Adam Price says the policy will be paid for by 'being fairer'

Hundreds of thousands of households in Wales would pay less council tax under radical plans by Plaid Cymru.

The party said it would reform the tax, which is paid based on property values, if it wins May's assembly election.

Those in the lowest council tax bands would save up to £400 a year but the top 26% would pay more, Plaid said.

It pledged not to increase income tax, if powers to vary it are devolved within five years, but promised a small cut to the higher rate of the tax.

Announcing the policies in a speech in Cardiff, the party's Adam Price said creating a new "middle rate" of income tax would involve cutting the current higher rate.

'Injustice'

On council tax, Plaid said households in bands E to I would pay more to cover the cost of reduced bills for properties in lower bands.

The changes would be phased in over a number of years with exemptions for those who were "asset rich but income poor", mainly pensioners.

Mr Price, a former Plaid Cymru MP and a candidate in Carmarthen East and Dinefwr in May, said: "We have it in our power to radically reform the most regressive tax in these islands, a legacy of the Thatcher period, the grossly unfair council tax that levies four times as much as a proportion of wealth on the poorest as the richest," he said.

"That is not the Welsh way, and we will take steps to address that injustice."

He said 200,000 households would pay around half their current bill, with another 600,000 saving between £160 and £260 a year.

But the Conservatives said the plans were growing evidence of a challenge to the authority of Plaid Cymru leader Leanne Wood.

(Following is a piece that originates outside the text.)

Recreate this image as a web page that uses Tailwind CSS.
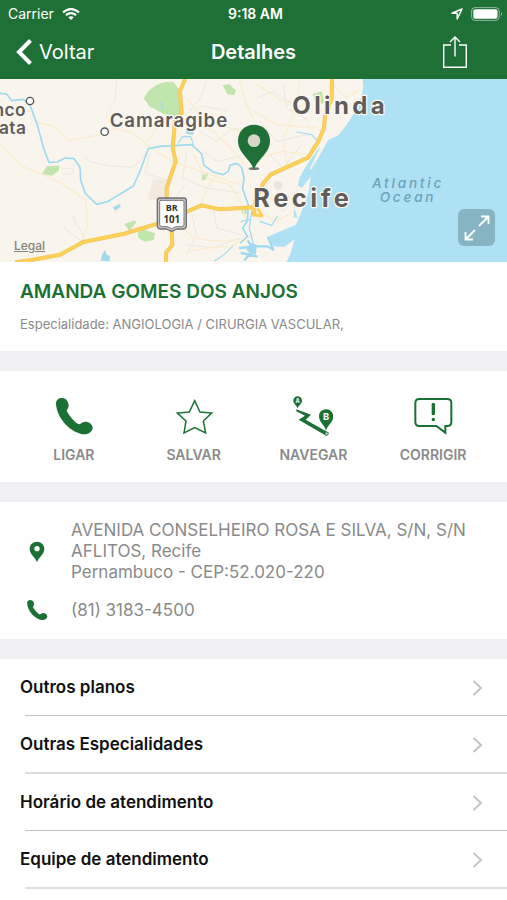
<!DOCTYPE html>
<html lang="pt-BR">
<head>
  <meta charset="UTF-8" />
  <meta name="viewport" content="width=device-width, initial-scale=1" />
  <title>Detalhes</title>
  <script src="https://cdn.jsdelivr.net/npm/@tailwindcss/browser@4"></script>
</head>
<body class="min-h-screen bg-white font-['Inter',sans-serif] text-[#8a8a8a]">

  <!-- Header -->
  <header class="bg-[#1f7037] text-white">
    <div class="grid grid-cols-3 items-center h-7 pl-2 pr-1 text-sm">
      <div class="flex items-center gap-2">
        <span>Carrier</span>
        <svg class="w-[18px] h-3" viewBox="0 0 18 12" fill="none" stroke="currentColor" stroke-width="2.2">
          <path d="M1 4.300Q9-2.300 17 4.300" />
          <path d="M3.900 7.200Q9 3.200 14.100 7.200" />
          <path d="M6.300 9.200Q9 7.200 11.700 9.200L9 12Z" fill="currentColor" stroke="none" />
        </svg>
      </div>
      <span class="text-center font-semibold">9:18 AM</span>
      <div class="flex items-center justify-end gap-2">
        <svg class="w-3 h-3" viewBox="0 0 12 12" fill="none" stroke="currentColor" stroke-width="1.500" stroke-linejoin="round">
          <path d="M11 1L1 5.200H6.200V11Z" />
        </svg>
        <svg class="w-8 h-[14px]" viewBox="0 0 32 14">
          <rect x=".6" y=".6" width="27.600" height="12.800" rx="3.500" fill="none" stroke="#fff" stroke-opacity=".5" />
          <rect x="2.300" y="2.300" width="24.200" height="9.400" rx="2" fill="#fff" />
          <path d="M30 5q2 2 0 4z" fill="#fff" fill-opacity=".6" />
        </svg>
      </div>
    </div>
    <div class="grid grid-cols-[1fr_auto_1fr] items-center h-[51px] pb-1 pl-4 pr-10 text-xl">
      <a href="#" class="flex items-center gap-[7px]">
        <svg class="w-4 h-[26px]" viewBox="0 0 16 26" fill="none" stroke="currentColor" stroke-width="4">
          <path d="M14.500 1.500L3 13L14.500 24.500" />
        </svg>
        Voltar
      </a>
      <h1 class="pl-6 font-semibold">Detalhes</h1>
      <button class="justify-self-end" aria-label="Compartilhar">
        <svg class="w-6 h-8" viewBox="0 0 24 32" fill="none" stroke="currentColor" stroke-width="1.400">
          <path d="M8 9H.7V31.300H23.300V9H16M12 20.500V1.300M7 6L12 1L17 6" />
        </svg>
      </button>
    </div>
  </header>

  <!-- Map -->
  <section class="relative h-[183px] overflow-hidden bg-[#aee1f4]">
    <svg class="block w-full h-full" viewBox="0 3 1521 549" preserveAspectRatio="xMidYMid slice" fill="none" stroke-linecap="round" stroke-linejoin="round">
      <!-- land -->
      <path d="M0 0H1088L1090 28L1082 62L1068 96L1040 140L1015 172L985 186L970 212L948 252L936 284L930 310L925 345L905 400L888 440L845 458L800 478L822 505L852 507L884 484L872 525L858 556H0Z" fill="#f9f5ed" />
      <path d="M960 205L922 258L900 296L893 322L905 330L934 294L944 258Z" fill="#aee1f4" />
      <path d="M956 222L932 272" stroke="#f9f5ed" stroke-width="5" />
      <path d="M884 390L892 420L880 418Z" fill="#aee1f4" />
      <!-- parks -->
      <g fill="#c0e5ad">
        <path d="M432 62C445 30 480 8 520 12L538 35L542 110L515 116C490 110 470 95 450 87Z" />
        <path d="M668 22L688 18L708 38L702 52L682 48Z" />
        <path d="M126 288L140 265L178 263L176 278L155 293Z" />
        <path d="M413 462L432 455L465 466L462 485L435 491L415 480Z" />
        <path d="M373 438L405 427L408 435L388 458Z" />
        <path d="M608 288L625 283L620 303L605 308Z" />
        <path d="M938 48L966 40L972 75L948 78Z" />
        <path d="M724 392L742 398L738 410L726 406Z" />
      </g>
      <path d="M458 304L498 304L492 370L444 364Z" fill="#f4e9df" />
      <circle cx="834" cy="322" r="13" fill="#e9e6e2" />
      <!-- minor roads -->
      <g stroke="#e8e4dd" stroke-width="2.500">
        <path d="M255 236L270 250L330 264L400 268L425 245L445 215M350 6L345 70L330 90M620 10L600 60L570 98L610 84L680 98M185 275Q205 262 222 280Q210 295 185 285M215 412L250 470L245 490L190 448M225 412L222 440" />
        <path d="M560 225L548 300L620 330L720 345M555 320L530 355M450 225L435 285L510 310M560 500L640 510L720 480M575 410L590 470L560 530M640 390L650 450L720 470" />
        <path d="M770 60L820 40L900 90M780 130L830 190L920 170M800 220L850 270L905 200M850 20L860 90L930 130M780 300L850 400L900 350M600 160L650 190L700 150L755 160M610 220L650 250L720 235" />
      </g>
      <g stroke="#fbecce" stroke-width="4">
        <path d="M0 195L60 262L130 290L190 320L258 365L262 440L250 490" />
        <path d="M110 132L160 145L205 188L300 170L350 152L400 165L450 208L520 250L600 280L720 320" />
        <path d="M440 195L470 150L505 120M560 60L600 110L660 140L745 170M545 120L640 160L700 220L735 260M720 10L735 70L760 120M580 230L620 300L690 320L725 380L740 430M600 380L620 330L650 290" />
        <path d="M770 20L850 70L960 100L1030 90M760 100L830 140L950 150M770 240L850 220L930 230M900 10L880 110L850 180L860 260M1000 20L1040 60L1070 40M780 370L840 350L900 370M775 400L830 430L880 400M530 425L580 480L650 490L720 485M560 520L620 510L690 505L760 470" />
      </g>
      <!-- rivers -->
      <g stroke="#9fdaf1" stroke-width="5">
        <path d="M0 46L20 48L35 68L70 64L90 82L112 140L132 215L147 253L172 252L195 240L222 242L240 268L242 305L255 345L290 379L325 370L400 324L420 280L445 212L480 205L575 200" />
        <path d="M575 200L605 228L612 262L640 282L670 290L685 280L690 262L710 256L725 268L732 300L728 332L745 380L742 430L728 450L742 475L722 495" />
        <path d="M535 195L548 175L572 176L580 200M480 72L490 95M755 400L748 450L760 500" stroke-width="3.500" />
        <path d="M890 162L935 170L950 186M645 548L672 530L698 505M780 430L815 442L832 415M724 430L748 425" stroke-width="3.500" />
        <path d="M720 510L760 505L802 505L820 515L805 480" stroke-width="7" />
        <path d="M745 490L760 515L735 545M725 525L770 535" stroke-width="7" />
      </g>
      <g fill="#9fdaf1">
        <path d="M338 388L360 378L362 386L346 398Z" />
        <path d="M302 548L306 530L315 515L320 530L330 534L328 550Z" />
        <path d="M556 150L582 158L580 170L560 168Z" />
        <path d="M738 515L755 495L770 500L768 530L750 525Z" />
      </g>
      <!-- highways -->
      <g stroke="#f0c05c" stroke-width="12">
        <path d="M555 4L540 40L545 105L525 130L518 210L527 250L500 330V400M514 440L517 500L498 525V556M50 552L95 546L180 530L250 492L370 468L470 438M555 403L605 382L660 394L762 388" />
        <path d="M996 0L995 60L975 115L972 150L955 190L925 238L812 290L790 315L765 370L762 410" />
      </g>
      <g stroke="#fdd058" stroke-width="9">
        <path d="M555 4L540 40L545 105L525 130L518 210L527 250L500 330V400M514 440L517 500L498 525V556M50 552L95 546L180 530L250 492L370 468L470 438M555 403L605 382L660 394L762 388" />
        <path d="M996 0L995 60L975 115L972 150L955 190L925 238L812 290L790 315L765 370L762 410L786 414L775 394" />
      </g>
      <!-- BR 101 shield -->
      <path d="M480 360H551Q559 360 559 368V443Q559 452 550 453H531L515 460L499 453H481Q472 452 472 443V368Q472 360 480 360Z" fill="#c9c9c9" stroke="#6f6f6f" stroke-width="4" />
      <path d="M482 367H549Q552 367 552 371V439Q552 445 546 446H529L515 452L501 446H485Q479 445 479 439V371Q479 367 482 367Z" fill="#fff" stroke="#777" stroke-width="3" />
      <g fill="#333" font-family="'Open Sans', sans-serif" font-weight="700" text-anchor="middle">
        <text x="515" y="399" font-size="27">BR</text>
        <text x="515" y="434" font-size="29">101</text>
      </g>
      <!-- place labels -->
      <g fill="#fff" stroke="#555" stroke-width="4">
        <circle cx="90" cy="69" r="11" />
        <circle cx="314" cy="161" r="11" />
      </g>
      <g fill="#5f5c5a" stroke="#fbf8f2" stroke-width="7" paint-order="stroke" font-family="Inter, sans-serif" font-weight="600">
        <text x="78" y="115" font-size="52" text-anchor="end" class="tracking-wide">nco</text>
        <text x="79" y="169" font-size="52" text-anchor="end" class="tracking-wide">ata</text>
        <text x="329" y="146" font-size="56" class="tracking-wider">Camaragibe</text>
        <text x="877" y="107" font-size="72" font-weight="700" class="tracking-[0.14em]">Olinda</text>
        <text x="760" y="387" font-size="76" font-weight="700" class="tracking-[0.14em]">Recife</text>
      </g>
      <g fill="#6ba3ba" font-family="Inter, sans-serif" font-size="41" font-style="italic" font-weight="500">
        <text x="1116" y="329" class="tracking-[0.2em]">Atlantic</text>
        <text x="1139" y="372" class="tracking-[0.2em]">Ocean</text>
      </g>
      <!-- location pin -->
      <ellipse cx="762" cy="272" rx="16" ry="4" fill="#777" />
      <path d="M762 274C750 242 714 225 714 188C714 160 735 140 762 140C789 140 810 160 810 188C810 225 774 242 762 274Z" fill="#1f7037" />
      <circle cx="762" cy="188" r="19" fill="#d8d6c7" />
    </svg>
    <a href="#" class="absolute left-3.5 bottom-2 text-xs font-medium text-[#85827c] underline">Legal</a>
    <button class="absolute right-3 bottom-4 flex h-[37px] w-[37px] items-center justify-center rounded-md bg-[#87b4c3] text-white" aria-label="Expandir mapa">
      <svg class="w-[26px] h-[26px]" viewBox="0 0 26 26" fill="none" stroke="currentColor" stroke-width="1.800">
        <path d="M15 11L24.500 1.500M17 1.500H24.500V9M11 15L1.500 24.500M1.500 17V24.500H9" />
      </svg>
    </button>
  </section>

  <main class="flex flex-col gap-5 bg-[#efeff4]">
    <!-- Name -->
    <section class="bg-white px-5 pt-[18px] pb-[17px]">
      <h2 class="text-[19px] leading-6 font-semibold text-[#1b7034]">AMANDA GOMES DOS ANJOS</h2>
      <p class="mt-2.5 text-[13px] leading-5">Especialidade: ANGIOLOGIA / CIRURGIA VASCULAR,</p>
    </section>

    <!-- Actions -->
    <section class="grid grid-cols-4 bg-white px-3.5 pt-[25px] pb-[17px] text-sm leading-5 font-semibold">
      <button class="flex flex-col items-center gap-[9px]">
        <svg class="w-10 h-10" viewBox="162 77 120 120" fill="#1b7034">
          <path d="M168 100C168 88 178 82 187 83C199 84 206 95 206 106C206 113 201 116 200 121C206 134 222 154 236 162C241 163 246 154 256 154C267 154 278 162 278 173C277 184 266 192 254 192C215 190 170 145 168 100Z" />
        </svg>
        LIGAR
      </button>
      <button class="flex flex-col items-center gap-[9px]">
        <svg class="w-10 h-10" viewBox="522 77 120 120" fill="none" stroke="#1b7034" stroke-width="4.500">
          <path d="M584 91L600 125L635 128L610 152L617 188L584 172L552 188L558 152L532 128L568 125Z" />
        </svg>
        SALVAR
      </button>
      <button class="flex flex-col items-center gap-[9px]">
        <svg class="w-10 h-10" viewBox="121 77 120 120" fill="#1b7034">
          <path d="M131 117L175 133L159 148L228 187L222 197L138 148L157 136L131 123Z" />
          <path d="M135 115C133 105 122 101 122 91C122 83 128 78 135 78C142 78 148 83 148 91C148 101 137 105 135 115Z" />
          <path d="M220 181C216 164 199 156 199 138C199 126 208 117 220 117C232 117 242 126 242 138C242 156 224 164 220 181Z" />
          <circle cx="222" cy="190" r="5" fill="#b9cfbf" stroke="#1b7034" stroke-width="2" />
          <g fill="#fff" font-family="Inter, sans-serif" font-weight="700" text-anchor="middle">
            <text x="135" y="98" font-size="17">A</text>
            <text x="220" y="149" font-size="28">B</text>
          </g>
        </svg>
        NAVEGAR
      </button>
      <button class="flex flex-col items-center gap-[9px]">
        <svg class="w-10 h-10" viewBox="481 77 120 120" fill="none" stroke="#1b7034" stroke-width="6" stroke-linecap="round">
          <path d="M500 86H584Q596 86 596 98V155Q596 167 584 167H578V187L551 167H500Q488 167 488 155V98Q488 86 500 86Z" />
          <path d="M542 102V130" stroke-width="10" />
          <path d="M542 147V147.500" stroke-width="10" />
        </svg>
        CORRIGIR
      </button>
    </section>

    <!-- Address and phone -->
    <section class="grid grid-cols-[34px_1fr] items-center gap-x-[17px] gap-y-4 bg-white pt-[18px] pb-[18px] pl-5 pr-5 text-[17px] leading-[21px]">
      <svg class="w-[34px] h-[22px]" viewBox="60 118 102 66" fill="#1b7034">
        <path fill-rule="evenodd" d="M111 182C106 166 89 158 89 141C89 129 99 120 111 120C123 120 133 129 133 141C133 158 116 166 111 182ZM111 133A8 8 0 1 0 111 149A8 8 0 1 0 111 133Z" />
      </svg>
      <address class="not-italic">
        AVENIDA CONSELHEIRO ROSA E SILVA, S/N, S/N<br />
        AFLITOS, Recife<br />
        Pernambuco - CEP:52.020-220
      </address>
      <svg class="w-[34px] h-[22px]" viewBox="162 77 120 120" fill="#1b7034">
        <path d="M168 100C168 88 178 82 187 83C199 84 206 95 206 106C206 113 201 116 200 121C206 134 222 154 236 162C241 163 246 154 256 154C267 154 278 162 278 173C277 184 266 192 254 192C215 190 170 145 168 100Z" />
      </svg>
      <a href="tel:8131834500">(81) 3183-4500</a>
    </section>

    <!-- More -->
    <nav class="bg-white text-[17px] font-semibold text-[#111]">
      <a href="#" class="block">
        <div class="flex h-14 items-center justify-between pt-0.5 pl-5 pr-6">
          Outros planos
          <svg class="w-[11px] h-4" viewBox="0 0 11 16" fill="none" stroke="#c4c4c6" stroke-width="2"><path d="M1.500 1L9 8L1.500 15" /></svg>
        </div>
        <div class="ml-[25px] h-px bg-[#c3c3c5]"></div>
      </a>
      <a href="#" class="block">
        <div class="flex h-14 items-center justify-between pt-0.5 pl-5 pr-6">
          Outras Especialidades
          <svg class="w-[11px] h-4" viewBox="0 0 11 16" fill="none" stroke="#c4c4c6" stroke-width="2"><path d="M1.500 1L9 8L1.500 15" /></svg>
        </div>
        <div class="ml-[25px] h-0.5 bg-[#dedee0]"></div>
      </a>
      <a href="#" class="block">
        <div class="flex h-14 items-center justify-between pt-0.5 pl-5 pr-6">
          Horário de atendimento
          <svg class="w-[11px] h-4" viewBox="0 0 11 16" fill="none" stroke="#c4c4c6" stroke-width="2"><path d="M1.500 1L9 8L1.500 15" /></svg>
        </div>
        <div class="ml-[25px] h-px bg-[#c3c3c5]"></div>
      </a>
      <a href="#" class="block">
        <div class="flex h-14 items-center justify-between pt-0.5 pl-5 pr-6">
          Equipe de atendimento
          <svg class="w-[11px] h-4" viewBox="0 0 11 16" fill="none" stroke="#c4c4c6" stroke-width="2"><path d="M1.500 1L9 8L1.500 15" /></svg>
        </div>
        <div class="ml-[25px] h-0.5 bg-[#dedee0]"></div>
      </a>
    </nav>
  </main>

</body>
</html>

Shadow Local Government Minister Janet Finch-Saunders said: "It's quite a U-turn for Plaid to pledge to cut council tax bills when they have repeatedly voted against Welsh Conservative calls for a council tax freeze in Wales."

Image source, PA

Chancellor George Osborne has announced plans to pass control over some income tax to the Welsh Government, but no date has been set for when this will happen.

The election, on 5 May, will be the first assembly poll in which all the main parties put income tax polices before voters:

  • Plaid Cymru - No increases to income tax rates, but a new "middle rate" - meaning a small cut in the current higher rate

  • Labour - No changes to income tax rates over the next assembly term

  • Conservatives - would cut the higher rate from 40% to 35% and the basic rate from 20% to 19%

  • Liberal Democrats - would cut the basic rate to 19%

  • UKIP - want a referendum before the tax is devolved, UK ministers' previous policy

It is estimated cutting the basic rate of income tax by 1p would cost the Welsh Government around £180m a year.